Keep every line where the word "this" appears; drop the rest.

----

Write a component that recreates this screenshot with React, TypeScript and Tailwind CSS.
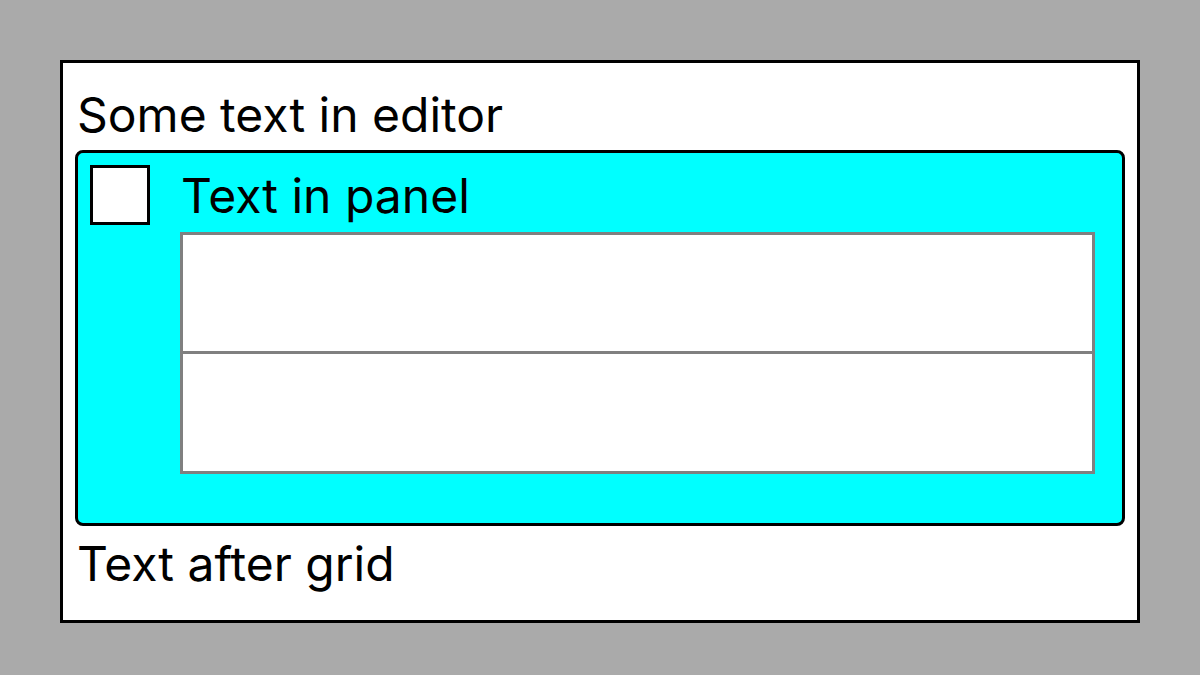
import React from "react";

function Grid() {
  return (
    <div className="flex flex-col gap-[3px] p-[3px] w-[915px] bg-[#808080]">
      <div className="h-[116px] bg-white"></div>
      <div className="h-[117px] bg-white"></div>
    </div>
  );
}

export default function App() {
  return (
    <div
      className="w-[1200px] h-[675px] bg-[#aaaaaa] pt-[60px] pl-[60px]"
      style={{ fontFamily: "Inter, 'Liberation Sans', sans-serif" }}
    >
      <div className="w-[1080px] border-[3px] border-solid border-black bg-white pt-[24px] pb-[28px] px-[12px] text-black">
        <p className="text-[48px] leading-[56px] pl-[2px]">Some text in editor</p>
        <div className="mt-[7px] flex gap-[30px] border-[3px] border-solid border-black rounded-[8px] bg-[#00ffff] pt-[12px] pl-[12px] pr-[27px] pb-[49px]">
          <div className="w-[60px] h-[60px] shrink-0 border-[3px] border-solid border-black bg-white"></div>
          <div className="flex flex-col pt-[3px]">
            <p className="text-[48px] leading-[56px] pl-[1px]">Text in panel</p>
            <div className="mt-[8px]">
              <Grid />
            </div>
          </div>
        </div>
        <p className="mt-[10px] text-[48px] leading-[56px] pl-[2px]">Text after grid</p>
      </div>
    </div>
  );
}
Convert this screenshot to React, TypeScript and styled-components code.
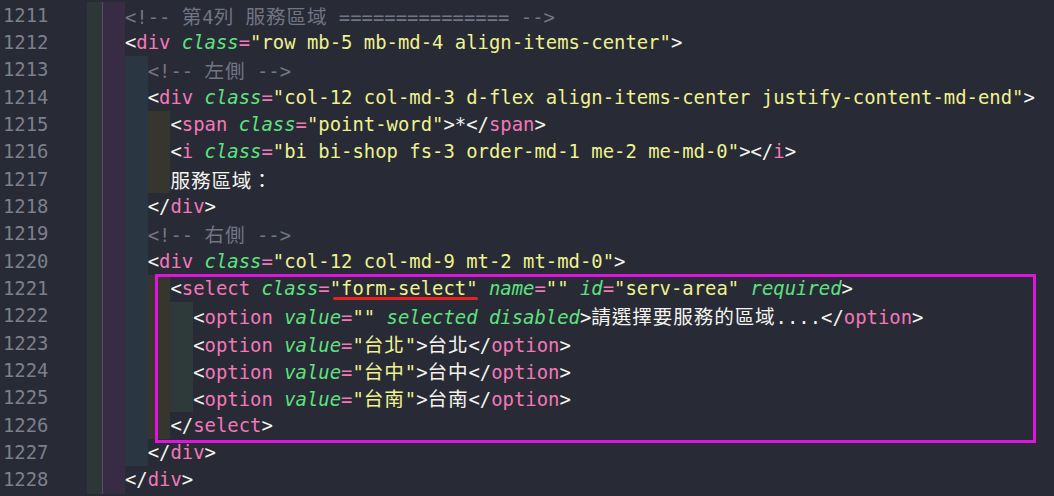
import React from 'react';
import styled, { createGlobalStyle, css } from 'styled-components';

const Global = createGlobalStyle`
  html, body { margin: 0; padding: 0; background: #282a36; height: 100%; overflow: hidden; }
  #root { height: 100%; }
`;

const bandColors = ['#2e3638', '#372c43', '#2b3643', '#36362f', '#2e3a3a'];

const Editor = styled.div`
  position: relative;
  height: 496px;
  box-sizing: border-box;
  padding-top: 1.5px;
  background: #282a36;
  font-family: "DejaVu Sans Mono", "Liberation Mono", monospace;
  font-size: 18.9px;
  overflow: hidden;
`;

const Row = styled.div`
  display: flex;
  height: 27.35px;
  line-height: 27.35px;
  white-space: pre;
`;

const Gutter = styled.div`
  flex: none;
  width: 87px;
  box-sizing: border-box;
  padding-left: 3px;
  color: #7b808b;
`;

const Guide = styled.div<{ $level: number }>`
  flex: none;
  width: ${(p) => (p.$level === 0 ? 15.2 : 22.76)}px;
  background: ${(p) => bandColors[p.$level]};
  ${(p) =>
    p.$level === 1 &&
    css`
      box-shadow: inset 1px 0 #50525f;
    `}
`;

const Code = styled.div`
  flex: none;
  white-space: pre;
`;

const kindColor: Record<string, string> = {
  p: '#f4f4ee',
  t: '#f278b8',
  a: '#5ee27f',
  e: '#f278b8',
  s: '#eef38f',
  x: '#f4f4ee',
  c: '#717584',
};

const Tok = styled.span<{ $kind: string }>`
  color: ${(p) => kindColor[p.$kind]};
  font-style: ${(p) => (p.$kind === 'a' ? 'italic' : 'normal')};
`;

const Cjk = styled.span`
  font-family: "Noto Sans CJK TC", "Noto Sans CJK SC", sans-serif;
  font-size: 19.6px;
  letter-spacing: 0.88px;
`;

const HighlightBox = styled.div`
  position: absolute;
  left: 155px;
  top: 274px;
  width: 881px;
  height: 169px;
  box-sizing: border-box;
  border: 3px solid #e014e0;
  pointer-events: none;
`;

const Underline = styled.div`
  position: absolute;
  left: 333px;
  top: 297px;
  width: 145px;
  height: 3px;
  border-radius: 2px;
  background: #e8231f;
`;

type T = [string, string];

function tokenize(src: string): T[] {
  if (src.startsWith('<!--')) return [['c', src]];
  const out: T[] = [];
  let i = 0;
  while (i < src.length) {
    if (src[i] === '<') {
      let j = i + 1;
      if (src[j] === '/') j++;
      out.push(['p', src.slice(i, j)]);
      let k = j;
      while (k < src.length && /[a-z]/.test(src[k])) k++;
      out.push(['t', src.slice(j, k)]);
      i = k;
      while (i < src.length && src[i] !== '>') {
        const ch = src[i];
        if (ch === ' ') {
          out.push(['x', ' ']);
          i++;
          continue;
        }
        if (ch === '=') {
          out.push(['e', '=']);
          i++;
          continue;
        }
        if (ch === '"') {
          const e = src.indexOf('"', i + 1);
          out.push(['s', src.slice(i, e + 1)]);
          i = e + 1;
          continue;
        }
        let k2 = i;
        while (k2 < src.length && /[a-z-]/.test(src[k2])) k2++;
        if (k2 === i) {
          out.push(['x', ch]);
          i++;
        } else {
          out.push(['a', src.slice(i, k2)]);
          i = k2;
        }
      }
      if (i < src.length) {
        out.push(['p', '>']);
        i++;
      }
    } else {
      const e = src.indexOf('<', i);
      const end = e === -1 ? src.length : e;
      out.push(['x', src.slice(i, end)]);
      i = end;
    }
  }
  return out;
}

function renderText(text: string) {
  const parts = text.split(/([\u3000-\u9fff\uff00-\uffef]+)/);
  return parts.map((part, idx) =>
    /[\u3000-\u9fff\uff00-\uffef]/.test(part) ? <Cjk key={idx}>{part}</Cjk> : part
  );
}

const lines: [number, number, string][] = [
  [1211, 2, '<!-- 第4列 服務區域 =============== -->'],
  [1212, 2, '<div class="row mb-5 mb-md-4 align-items-center">'],
  [1213, 3, '<!-- 左側 -->'],
  [1214, 3, '<div class="col-12 col-md-3 d-flex align-items-center justify-content-md-end">'],
  [1215, 4, '<span class="point-word">*</span>'],
  [1216, 4, '<i class="bi bi-shop fs-3 order-md-1 me-2 me-md-0"></i>'],
  [1217, 4, '服務區域：'],
  [1218, 3, '</div>'],
  [1219, 3, '<!-- 右側 -->'],
  [1220, 3, '<div class="col-12 col-md-9 mt-2 mt-md-0">'],
  [1221, 4, '<select class="form-select" name="" id="serv-area" required>'],
  [1222, 5, '<option value="" selected disabled>請選擇要服務的區域....</option>'],
  [1223, 5, '<option value="台北">台北</option>'],
  [1224, 5, '<option value="台中">台中</option>'],
  [1225, 5, '<option value="台南">台南</option>'],
  [1226, 4, '</select>'],
  [1227, 3, '</div>'],
  [1228, 2, '</div>'],
];

export default function App() {
  return (
    <>
      <Global />
      <Editor>
        {lines.map(([num, depth, src]) => (
          <Row key={num}>
            <Gutter>{num}</Gutter>
            {Array.from({ length: depth }, (_, l) => (
              <Guide key={l} $level={l} />
            ))}
            <Code>
              {tokenize(src).map(([kind, text], idx) => (
                <Tok key={idx} $kind={kind}>
                  {renderText(text)}
                </Tok>
              ))}
            </Code>
          </Row>
        ))}
        <HighlightBox />
        <Underline />
      </Editor>
    </>
  );
}
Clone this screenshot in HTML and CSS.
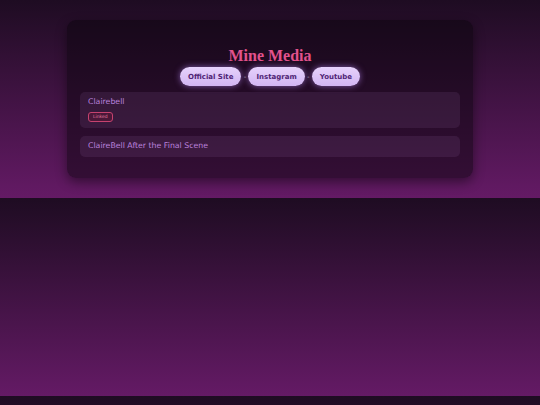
FILE: index.html
```html
<!DOCTYPE html>
<html>
<head>
<meta charset="utf-8">
<link rel="stylesheet" href="styles.css">
</head>
<body>
<div class="card">
  <h1 class="title">Mine Media</h1>
  <div class="links">
    <a class="pill">Official Site</a><span class="sep">-</span><a class="pill">Instagram</a><span class="sep">-</span><a class="pill">Youtube</a>
  </div>
  <div class="item">
    <div class="name">Clairebell</div>
    <span class="badge">Linked</span>
  </div>
  <div class="item">
    <div class="name">ClaireBell After the Final Scene</div>
  </div>
</div>
</body>
</html>
```
FILE: styles.css
```css
body {
  margin: 0;
  padding: 20px 0;
  background: linear-gradient(#1e0c22, #641a65);
  font-family: "DejaVu Sans", sans-serif;
}
.card {
  width: 406px;
  margin: 0 auto;
  box-sizing: border-box;
  padding: 26px 13px 21px;
  border-radius: 9px;
  background: rgba(10, 4, 12, 0.5);
  box-shadow: 0 4px 12px rgba(0, 0, 0, 0.45);
}
.title {
  margin: 0;
  text-align: center;
  font-family: "Liberation Serif", serif;
  font-weight: bold;
  font-size: 16px;
  line-height: 20px;
  color: #e2528c;
}
.links {
  display: flex;
  justify-content: center;
  align-items: center;
  margin-top: 1px;
}
.pill {
  display: flex;
  align-items: center;
  height: 19px;
  padding: 0 8px;
  border-radius: 10px;
  background: linear-gradient(#e6d2fb, #d2b5f3);
  color: #4f2475;
  font-size: 7px;
  font-weight: bold;
  box-shadow: 0 0 6px rgba(190, 140, 255, 0.6);
}
.sep {
  width: 7px;
  text-align: center;
  color: #b9a9c0;
  font-size: 7px;
}
.item {
  margin-top: 6px;
  padding: 5px 8px 6px;
  border-radius: 5px;
  background: rgba(200, 150, 220, 0.1);
}
.item + .item {
  margin-top: 8px;
}
.name {
  color: #bb82de;
  font-size: 7.8px;
  line-height: 10px;
}
.badge {
  display: block;
  width: fit-content;
  box-sizing: border-box;
  margin-top: 5px;
  padding: 0 4px;
  height: 10px;
  line-height: 8px;
  border: 1px solid #c6426f;
  border-radius: 3px;
  color: #e07aa0;
  font-size: 4.5px;
  background: rgba(120, 20, 50, 0.3);
}
```
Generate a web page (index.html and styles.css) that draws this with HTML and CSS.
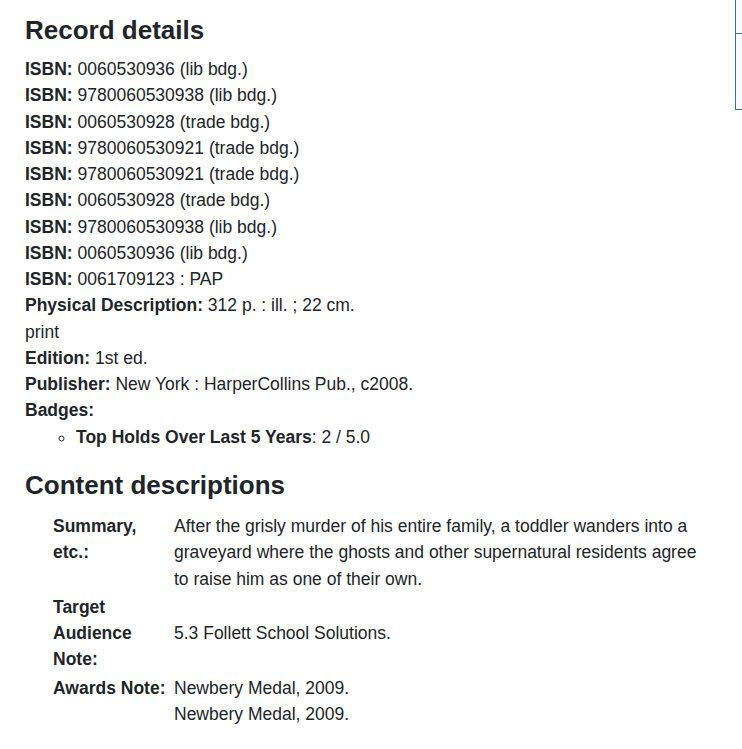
FILE: index.html
```html
<!DOCTYPE html>
<html lang="en">
<head>
<meta charset="utf-8">
<title>Record details</title>
<link rel="stylesheet" href="styles.css">
</head>
<body>
<main class="record">
  <h2 class="section-title">Record details</h2>
  <ul class="fields">
    <li><span class="label">ISBN:</span> 0060530936 (lib bdg.)</li>
    <li><span class="label">ISBN:</span> 9780060530938 (lib bdg.)</li>
    <li><span class="label">ISBN:</span> 0060530928 (trade bdg.)</li>
    <li><span class="label">ISBN:</span> 9780060530921 (trade bdg.)</li>
    <li><span class="label">ISBN:</span> 9780060530921 (trade bdg.)</li>
    <li><span class="label">ISBN:</span> 0060530928 (trade bdg.)</li>
    <li><span class="label">ISBN:</span> 9780060530938 (lib bdg.)</li>
    <li><span class="label">ISBN:</span> 0060530936 (lib bdg.)</li>
    <li><span class="label">ISBN:</span> 0061709123 : PAP</li>
    <li><span class="label">Physical Description:</span> 312 p. : ill. ; 22 cm.</li>
    <li>print</li>
    <li><span class="label">Edition:</span> 1st ed.</li>
    <li><span class="label">Publisher:</span> New York : HarperCollins Pub., c2008.</li>
    <li><span class="label">Badges:</span>
      <ul class="badges">
        <li><span class="label">Top Holds Over Last 5 Years</span>: 2 / 5.0</li>
      </ul>
    </li>
  </ul>

  <h2 class="section-title section-title--spaced">Content descriptions</h2>
  <dl class="notes">
    <div class="note-row">
      <dt class="note-label">Summary, etc.:</dt>
      <dd class="note-value">After the grisly murder of his entire family, a toddler wanders into a graveyard where the ghosts and other supernatural residents agree to raise him as one of their own.</dd>
    </div>
    <div class="note-row">
      <dt class="note-label">Target Audience Note:</dt>
      <dd class="note-value">5.3 Follett School Solutions.</dd>
    </div>
    <div class="note-row">
      <dt class="note-label">Awards Note:</dt>
      <dd class="note-value">Newbery Medal, 2009.<br>Newbery Medal, 2009.</dd>
    </div>
  </dl>
</main>

<aside class="side-panel" aria-hidden="true">
  <div class="side-panel__head"></div>
  <div class="side-panel__body"></div>
</aside>
</body>
</html>
```

FILE: styles.css
```css
html, body {
  margin: 0;
  padding: 0;
  background: #ffffff;
}

body {
  font-family: "Liberation Sans", Arial, sans-serif;
  font-size: 17.5px;
  line-height: 1.5;
  color: #212529;
  position: relative;
  min-height: 749px;
}

.record {
  padding: 15px 30px 0 25px;
  max-width: 687px;
}

.section-title {
  font-size: 26px;
  font-weight: 700;
  line-height: 1.2;
  margin: 0 0 10px;
  color: #212529;
}

.section-title--spaced {
  margin-top: 20px;
  margin-bottom: 11px;
}

.fields {
  list-style: none;
  margin: 0;
  padding: 0;
}

.label {
  font-weight: 700;
}

.badges {
  list-style: circle;
  margin: 0;
  padding: 0 0 0 51px;
}

.notes {
  margin: 0 0 0 28px;
  padding: 0;
}

.note-row {
  display: grid;
  grid-template-columns: 121px 1fr;
  padding: 1px 0;
}

.note-label {
  font-weight: 700;
  margin: 0;
  padding-right: 8px;
  align-self: start;
}

.note-value {
  margin: 0;
  align-self: center;
}

.side-panel {
  position: absolute;
  top: 0;
  left: 735px;
  right: 0;
  height: 109px;
  border-left: 1px solid #3d6a99;
  border-bottom: 1px solid #3d6a99;
  background: #f7f9fc;
}

.side-panel__head {
  height: 33px;
  border-bottom: 1px solid #3d6a99;
}
```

----

ANSWER FOR THE TASK
Write a component that recreates this screenshot with React, TypeScript and Tailwind CSS.
Convert this screenshot to React, TypeScript and styled-components code.
Clone this screenshot in HTML and CSS.
Generate a web page (index.html and styles.css) that draws this with HTML and CSS.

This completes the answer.